* START *

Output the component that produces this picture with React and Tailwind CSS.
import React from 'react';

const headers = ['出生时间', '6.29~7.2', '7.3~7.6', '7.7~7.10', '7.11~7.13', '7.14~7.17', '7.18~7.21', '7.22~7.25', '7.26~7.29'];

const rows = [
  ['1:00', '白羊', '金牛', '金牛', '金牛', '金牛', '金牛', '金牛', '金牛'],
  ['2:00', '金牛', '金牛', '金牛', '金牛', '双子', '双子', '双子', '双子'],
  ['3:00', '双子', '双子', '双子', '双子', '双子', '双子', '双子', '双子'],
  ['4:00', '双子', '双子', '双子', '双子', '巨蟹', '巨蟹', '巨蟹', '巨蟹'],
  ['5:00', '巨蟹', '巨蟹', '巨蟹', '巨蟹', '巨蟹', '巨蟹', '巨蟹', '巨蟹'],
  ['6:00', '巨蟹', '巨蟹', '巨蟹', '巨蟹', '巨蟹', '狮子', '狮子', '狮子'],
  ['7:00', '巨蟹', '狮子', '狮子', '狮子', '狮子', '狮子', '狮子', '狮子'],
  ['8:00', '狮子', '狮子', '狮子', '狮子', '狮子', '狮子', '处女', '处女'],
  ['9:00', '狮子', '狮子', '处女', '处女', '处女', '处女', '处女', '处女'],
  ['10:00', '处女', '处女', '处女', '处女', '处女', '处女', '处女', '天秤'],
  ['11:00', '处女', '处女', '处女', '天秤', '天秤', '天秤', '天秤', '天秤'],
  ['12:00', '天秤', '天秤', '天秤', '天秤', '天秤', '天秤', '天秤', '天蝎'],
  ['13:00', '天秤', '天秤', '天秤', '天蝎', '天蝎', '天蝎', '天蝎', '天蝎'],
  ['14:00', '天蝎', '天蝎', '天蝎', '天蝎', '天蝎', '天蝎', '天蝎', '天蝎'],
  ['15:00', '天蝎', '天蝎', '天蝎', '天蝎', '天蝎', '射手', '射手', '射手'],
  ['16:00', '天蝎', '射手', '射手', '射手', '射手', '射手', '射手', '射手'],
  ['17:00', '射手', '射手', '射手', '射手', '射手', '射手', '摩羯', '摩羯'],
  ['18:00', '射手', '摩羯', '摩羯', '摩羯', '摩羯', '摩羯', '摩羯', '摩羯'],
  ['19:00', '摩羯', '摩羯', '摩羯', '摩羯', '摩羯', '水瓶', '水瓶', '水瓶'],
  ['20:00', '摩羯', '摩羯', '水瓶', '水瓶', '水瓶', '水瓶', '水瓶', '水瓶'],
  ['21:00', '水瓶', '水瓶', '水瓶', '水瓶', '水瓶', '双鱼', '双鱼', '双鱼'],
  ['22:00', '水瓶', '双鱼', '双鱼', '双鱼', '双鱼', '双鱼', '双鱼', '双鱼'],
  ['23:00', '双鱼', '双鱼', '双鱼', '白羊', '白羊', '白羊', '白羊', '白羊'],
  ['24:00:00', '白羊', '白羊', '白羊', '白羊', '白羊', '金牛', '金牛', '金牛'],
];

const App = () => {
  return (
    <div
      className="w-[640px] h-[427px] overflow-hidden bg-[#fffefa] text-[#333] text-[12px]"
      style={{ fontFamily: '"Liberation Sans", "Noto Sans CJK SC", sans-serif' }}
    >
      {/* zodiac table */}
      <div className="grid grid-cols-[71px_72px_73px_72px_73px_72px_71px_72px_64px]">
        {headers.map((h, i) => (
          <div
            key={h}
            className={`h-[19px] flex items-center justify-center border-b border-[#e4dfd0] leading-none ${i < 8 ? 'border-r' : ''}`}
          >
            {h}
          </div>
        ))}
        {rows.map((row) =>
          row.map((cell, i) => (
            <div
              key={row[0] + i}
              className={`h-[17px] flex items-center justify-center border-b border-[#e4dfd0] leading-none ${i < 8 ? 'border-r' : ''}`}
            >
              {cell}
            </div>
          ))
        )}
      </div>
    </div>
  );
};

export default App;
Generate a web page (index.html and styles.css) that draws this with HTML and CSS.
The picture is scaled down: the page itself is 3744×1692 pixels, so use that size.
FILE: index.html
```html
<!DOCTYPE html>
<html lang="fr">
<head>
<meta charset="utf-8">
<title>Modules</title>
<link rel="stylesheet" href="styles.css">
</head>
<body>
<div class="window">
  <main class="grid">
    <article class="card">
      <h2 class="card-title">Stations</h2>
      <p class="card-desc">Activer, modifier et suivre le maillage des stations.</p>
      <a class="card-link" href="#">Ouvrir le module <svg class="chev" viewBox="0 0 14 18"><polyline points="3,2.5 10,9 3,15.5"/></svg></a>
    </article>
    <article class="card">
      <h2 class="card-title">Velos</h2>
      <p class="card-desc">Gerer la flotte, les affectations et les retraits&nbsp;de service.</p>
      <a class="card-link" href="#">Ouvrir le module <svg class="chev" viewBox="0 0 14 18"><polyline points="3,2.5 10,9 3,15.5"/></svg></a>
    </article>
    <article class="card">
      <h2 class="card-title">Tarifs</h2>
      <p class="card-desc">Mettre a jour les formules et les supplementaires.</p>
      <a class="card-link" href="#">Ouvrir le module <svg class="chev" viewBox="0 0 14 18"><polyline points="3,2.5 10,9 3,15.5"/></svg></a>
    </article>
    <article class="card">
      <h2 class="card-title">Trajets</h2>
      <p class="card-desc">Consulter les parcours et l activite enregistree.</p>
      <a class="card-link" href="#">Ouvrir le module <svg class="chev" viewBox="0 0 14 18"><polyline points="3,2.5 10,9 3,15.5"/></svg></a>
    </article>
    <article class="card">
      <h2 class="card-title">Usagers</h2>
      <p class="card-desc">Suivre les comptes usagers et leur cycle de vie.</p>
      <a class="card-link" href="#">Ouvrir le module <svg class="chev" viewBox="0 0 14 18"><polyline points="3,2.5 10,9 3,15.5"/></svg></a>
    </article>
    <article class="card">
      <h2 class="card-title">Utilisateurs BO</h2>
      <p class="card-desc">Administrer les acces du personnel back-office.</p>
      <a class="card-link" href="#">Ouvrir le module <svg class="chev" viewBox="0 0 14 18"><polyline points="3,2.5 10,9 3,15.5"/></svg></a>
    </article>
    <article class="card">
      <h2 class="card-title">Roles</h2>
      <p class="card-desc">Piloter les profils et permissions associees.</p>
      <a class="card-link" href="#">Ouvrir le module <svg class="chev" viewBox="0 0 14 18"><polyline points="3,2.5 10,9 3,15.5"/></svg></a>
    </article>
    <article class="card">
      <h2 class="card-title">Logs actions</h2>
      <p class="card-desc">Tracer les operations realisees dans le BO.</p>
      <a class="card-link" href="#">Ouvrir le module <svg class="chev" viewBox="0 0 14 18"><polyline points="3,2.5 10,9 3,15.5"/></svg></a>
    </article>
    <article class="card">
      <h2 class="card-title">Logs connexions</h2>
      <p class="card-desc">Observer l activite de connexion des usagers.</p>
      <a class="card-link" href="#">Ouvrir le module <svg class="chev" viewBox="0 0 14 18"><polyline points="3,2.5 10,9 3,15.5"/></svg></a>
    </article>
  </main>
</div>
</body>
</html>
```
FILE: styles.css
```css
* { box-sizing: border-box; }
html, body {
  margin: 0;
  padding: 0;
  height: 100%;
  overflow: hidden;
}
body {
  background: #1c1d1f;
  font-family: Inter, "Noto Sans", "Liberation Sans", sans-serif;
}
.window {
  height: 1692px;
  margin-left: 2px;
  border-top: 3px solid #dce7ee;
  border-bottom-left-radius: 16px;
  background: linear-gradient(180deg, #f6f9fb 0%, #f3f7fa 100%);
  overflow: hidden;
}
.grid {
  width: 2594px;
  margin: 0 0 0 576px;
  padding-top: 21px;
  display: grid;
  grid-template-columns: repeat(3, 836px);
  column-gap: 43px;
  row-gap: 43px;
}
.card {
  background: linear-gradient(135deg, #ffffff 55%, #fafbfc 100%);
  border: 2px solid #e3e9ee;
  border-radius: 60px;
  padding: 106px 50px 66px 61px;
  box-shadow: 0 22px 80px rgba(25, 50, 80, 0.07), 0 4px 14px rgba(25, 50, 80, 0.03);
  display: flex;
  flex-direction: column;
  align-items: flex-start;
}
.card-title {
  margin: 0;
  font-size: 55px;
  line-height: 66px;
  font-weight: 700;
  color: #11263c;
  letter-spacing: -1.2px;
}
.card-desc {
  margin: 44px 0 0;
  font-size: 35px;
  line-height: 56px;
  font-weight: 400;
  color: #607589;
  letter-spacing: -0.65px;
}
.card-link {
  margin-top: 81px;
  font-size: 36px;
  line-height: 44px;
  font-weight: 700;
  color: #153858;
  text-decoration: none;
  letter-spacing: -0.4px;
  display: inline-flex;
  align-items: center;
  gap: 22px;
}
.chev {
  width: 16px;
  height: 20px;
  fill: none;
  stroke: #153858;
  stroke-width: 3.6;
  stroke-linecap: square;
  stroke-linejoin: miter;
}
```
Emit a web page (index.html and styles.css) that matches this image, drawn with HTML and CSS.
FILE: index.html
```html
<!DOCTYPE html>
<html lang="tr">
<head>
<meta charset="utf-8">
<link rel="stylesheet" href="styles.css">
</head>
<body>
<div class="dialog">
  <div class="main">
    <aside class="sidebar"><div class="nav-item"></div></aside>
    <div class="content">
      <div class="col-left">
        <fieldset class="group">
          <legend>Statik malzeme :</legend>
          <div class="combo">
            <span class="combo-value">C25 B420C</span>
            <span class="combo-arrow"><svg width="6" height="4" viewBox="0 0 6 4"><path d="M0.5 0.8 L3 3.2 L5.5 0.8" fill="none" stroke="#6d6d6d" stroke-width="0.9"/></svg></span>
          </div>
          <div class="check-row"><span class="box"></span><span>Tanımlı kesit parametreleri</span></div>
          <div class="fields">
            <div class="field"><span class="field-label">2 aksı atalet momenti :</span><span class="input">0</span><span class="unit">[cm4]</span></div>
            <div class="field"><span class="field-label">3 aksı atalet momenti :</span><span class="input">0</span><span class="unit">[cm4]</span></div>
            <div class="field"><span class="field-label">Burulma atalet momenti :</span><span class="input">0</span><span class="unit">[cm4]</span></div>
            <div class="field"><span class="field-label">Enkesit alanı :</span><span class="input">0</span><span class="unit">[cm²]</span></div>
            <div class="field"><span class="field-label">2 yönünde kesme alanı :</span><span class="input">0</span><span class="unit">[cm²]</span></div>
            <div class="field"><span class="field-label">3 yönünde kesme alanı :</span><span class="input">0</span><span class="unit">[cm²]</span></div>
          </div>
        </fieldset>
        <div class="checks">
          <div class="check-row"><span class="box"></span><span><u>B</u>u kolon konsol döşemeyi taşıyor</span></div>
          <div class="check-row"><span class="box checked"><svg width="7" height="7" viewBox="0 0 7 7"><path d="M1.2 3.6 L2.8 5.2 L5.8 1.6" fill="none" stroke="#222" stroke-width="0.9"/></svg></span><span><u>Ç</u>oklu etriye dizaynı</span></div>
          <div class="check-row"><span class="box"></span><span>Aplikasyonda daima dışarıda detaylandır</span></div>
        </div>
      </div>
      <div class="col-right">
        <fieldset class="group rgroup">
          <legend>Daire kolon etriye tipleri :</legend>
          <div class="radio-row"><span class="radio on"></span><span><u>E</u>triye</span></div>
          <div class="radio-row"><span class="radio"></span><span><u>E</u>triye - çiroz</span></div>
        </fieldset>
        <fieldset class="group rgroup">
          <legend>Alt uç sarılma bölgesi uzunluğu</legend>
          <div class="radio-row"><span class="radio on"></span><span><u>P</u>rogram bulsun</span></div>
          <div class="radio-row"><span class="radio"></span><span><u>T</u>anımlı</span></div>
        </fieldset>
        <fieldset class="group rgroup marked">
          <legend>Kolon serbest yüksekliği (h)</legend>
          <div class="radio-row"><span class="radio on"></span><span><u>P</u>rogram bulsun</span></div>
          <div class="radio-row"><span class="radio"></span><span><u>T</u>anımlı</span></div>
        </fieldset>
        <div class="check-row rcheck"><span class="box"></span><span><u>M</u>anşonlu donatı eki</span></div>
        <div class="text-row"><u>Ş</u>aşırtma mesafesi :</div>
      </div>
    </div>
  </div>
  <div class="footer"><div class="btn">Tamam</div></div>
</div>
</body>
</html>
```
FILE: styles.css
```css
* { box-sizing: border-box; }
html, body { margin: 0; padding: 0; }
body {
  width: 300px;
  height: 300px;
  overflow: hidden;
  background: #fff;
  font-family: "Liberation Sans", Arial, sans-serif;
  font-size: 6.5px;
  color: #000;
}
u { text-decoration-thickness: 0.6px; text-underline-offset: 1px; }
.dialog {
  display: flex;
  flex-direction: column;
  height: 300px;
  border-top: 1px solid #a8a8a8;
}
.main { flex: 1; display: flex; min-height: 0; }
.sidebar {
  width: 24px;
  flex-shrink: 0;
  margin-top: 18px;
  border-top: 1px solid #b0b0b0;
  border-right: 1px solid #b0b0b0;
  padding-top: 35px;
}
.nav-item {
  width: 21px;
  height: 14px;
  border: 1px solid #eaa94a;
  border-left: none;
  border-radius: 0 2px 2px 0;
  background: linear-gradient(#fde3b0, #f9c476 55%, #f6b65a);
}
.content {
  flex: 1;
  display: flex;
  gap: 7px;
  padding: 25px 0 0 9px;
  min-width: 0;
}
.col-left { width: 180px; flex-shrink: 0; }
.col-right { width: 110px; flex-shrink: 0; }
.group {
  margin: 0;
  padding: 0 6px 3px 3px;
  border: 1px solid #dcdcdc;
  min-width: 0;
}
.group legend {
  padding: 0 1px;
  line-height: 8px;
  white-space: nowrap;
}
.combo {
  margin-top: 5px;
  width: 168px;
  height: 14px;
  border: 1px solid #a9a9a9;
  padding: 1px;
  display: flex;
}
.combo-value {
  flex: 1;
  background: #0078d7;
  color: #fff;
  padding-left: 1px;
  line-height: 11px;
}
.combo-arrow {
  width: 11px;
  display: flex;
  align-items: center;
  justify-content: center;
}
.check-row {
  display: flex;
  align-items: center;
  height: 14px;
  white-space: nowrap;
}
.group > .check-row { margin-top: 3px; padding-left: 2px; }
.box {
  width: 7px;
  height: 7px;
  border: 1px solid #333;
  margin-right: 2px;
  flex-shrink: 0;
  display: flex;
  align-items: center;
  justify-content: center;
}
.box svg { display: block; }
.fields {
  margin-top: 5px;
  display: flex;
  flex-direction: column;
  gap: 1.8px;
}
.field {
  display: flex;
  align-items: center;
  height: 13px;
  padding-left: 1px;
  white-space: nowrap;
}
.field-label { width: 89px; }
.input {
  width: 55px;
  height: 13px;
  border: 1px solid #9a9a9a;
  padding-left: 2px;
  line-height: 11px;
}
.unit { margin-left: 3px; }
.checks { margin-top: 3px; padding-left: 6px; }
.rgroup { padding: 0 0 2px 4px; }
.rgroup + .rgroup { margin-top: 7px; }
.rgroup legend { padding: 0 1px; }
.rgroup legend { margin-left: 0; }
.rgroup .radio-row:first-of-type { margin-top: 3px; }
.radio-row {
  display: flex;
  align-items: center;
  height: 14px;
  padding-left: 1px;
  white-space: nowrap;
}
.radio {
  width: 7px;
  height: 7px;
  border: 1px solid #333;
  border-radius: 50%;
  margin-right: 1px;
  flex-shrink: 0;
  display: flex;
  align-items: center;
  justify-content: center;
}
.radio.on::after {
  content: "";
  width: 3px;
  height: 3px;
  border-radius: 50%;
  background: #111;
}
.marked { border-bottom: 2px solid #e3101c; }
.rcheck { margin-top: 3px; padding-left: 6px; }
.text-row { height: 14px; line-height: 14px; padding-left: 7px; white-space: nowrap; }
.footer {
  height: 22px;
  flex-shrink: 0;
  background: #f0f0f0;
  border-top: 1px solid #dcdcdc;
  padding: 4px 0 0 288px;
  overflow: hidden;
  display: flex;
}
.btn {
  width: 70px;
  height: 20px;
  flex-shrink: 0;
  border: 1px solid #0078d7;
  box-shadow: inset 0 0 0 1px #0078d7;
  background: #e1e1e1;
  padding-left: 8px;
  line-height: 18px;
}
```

* END *

§ Objective
From the records above, work out how many lines contain the string "React". Give only the number.

§ Result
2